First of all, Kubernetes is mainly working on containers. Therefore, we will, first of all, need Docker to be installed. Any application that manages containers should be just fine, but for safety, we will use Docker.

For installation it’s best to follow the Docker website documentation: https://docs.docker.com/install/linux/docker-ce/ubuntu/

  1. First, we will update our repository:
$ sudo apt-get update

2. Afterward, we want to install the packages:

$ sudo apt-get install \
apt-transport-https \
ca-certificates \
curl \
gnupg-agent \
software-properties-common

3. Then the Docker GPG Key is added :

$ curl -fsSL https://download.docker.com/linux/ubuntu/gpg | sudo apt-key add -

4. Then we should verify if everything worked as planned:

$ sudo apt-key fingerprint 0EBFCD88

5. The output you are aiming for should be similar to this:

pub   rsa4096 2017-02-22 [SCEA]
9DC8 5822 9FC7 DD38 854A E2D8 8D81 803C 0EBF CD88
uid [ unknown] Docker Release (CE deb) <docker@docker.com>
sub rsa4096 2017-02-22 [S]

6. Afterward, install Docker:

$ sudo add-apt-repository \
“deb [arch=amd64] https://download.docker.com/linux/ubuntu \
$(lsb_release -cs) \
stable”

7. Test the installation:

sudo docker run hello-world

The output needs to be Hello World from Docker.
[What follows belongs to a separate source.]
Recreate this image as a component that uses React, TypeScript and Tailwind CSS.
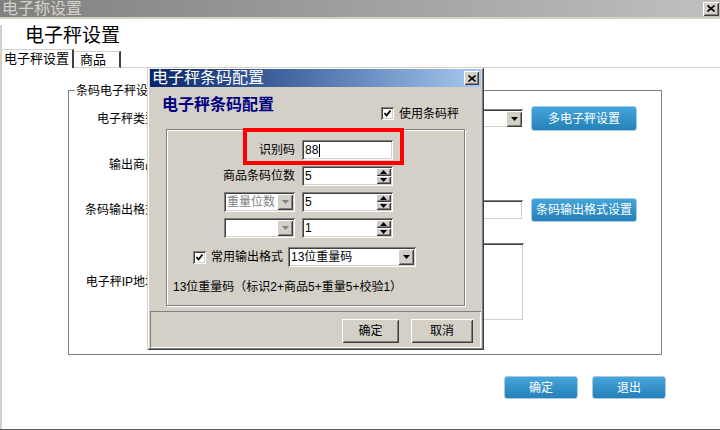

Now that we have Docker to manage our containers is time to install Kubernetes and Kubeadm.

8. Before we install Kubernetes we need to disable swap, otherwise, the installation will not work:

$ sudo swapoff -a

ATTENTION! The swap memory will be reactivated after reboot, and it will block the cluster start. If you don’t want to permanently disable the swap memory, then rerun the command shown above and it will work. Otherwise, check the steps to permanently disable permanently the swap memory!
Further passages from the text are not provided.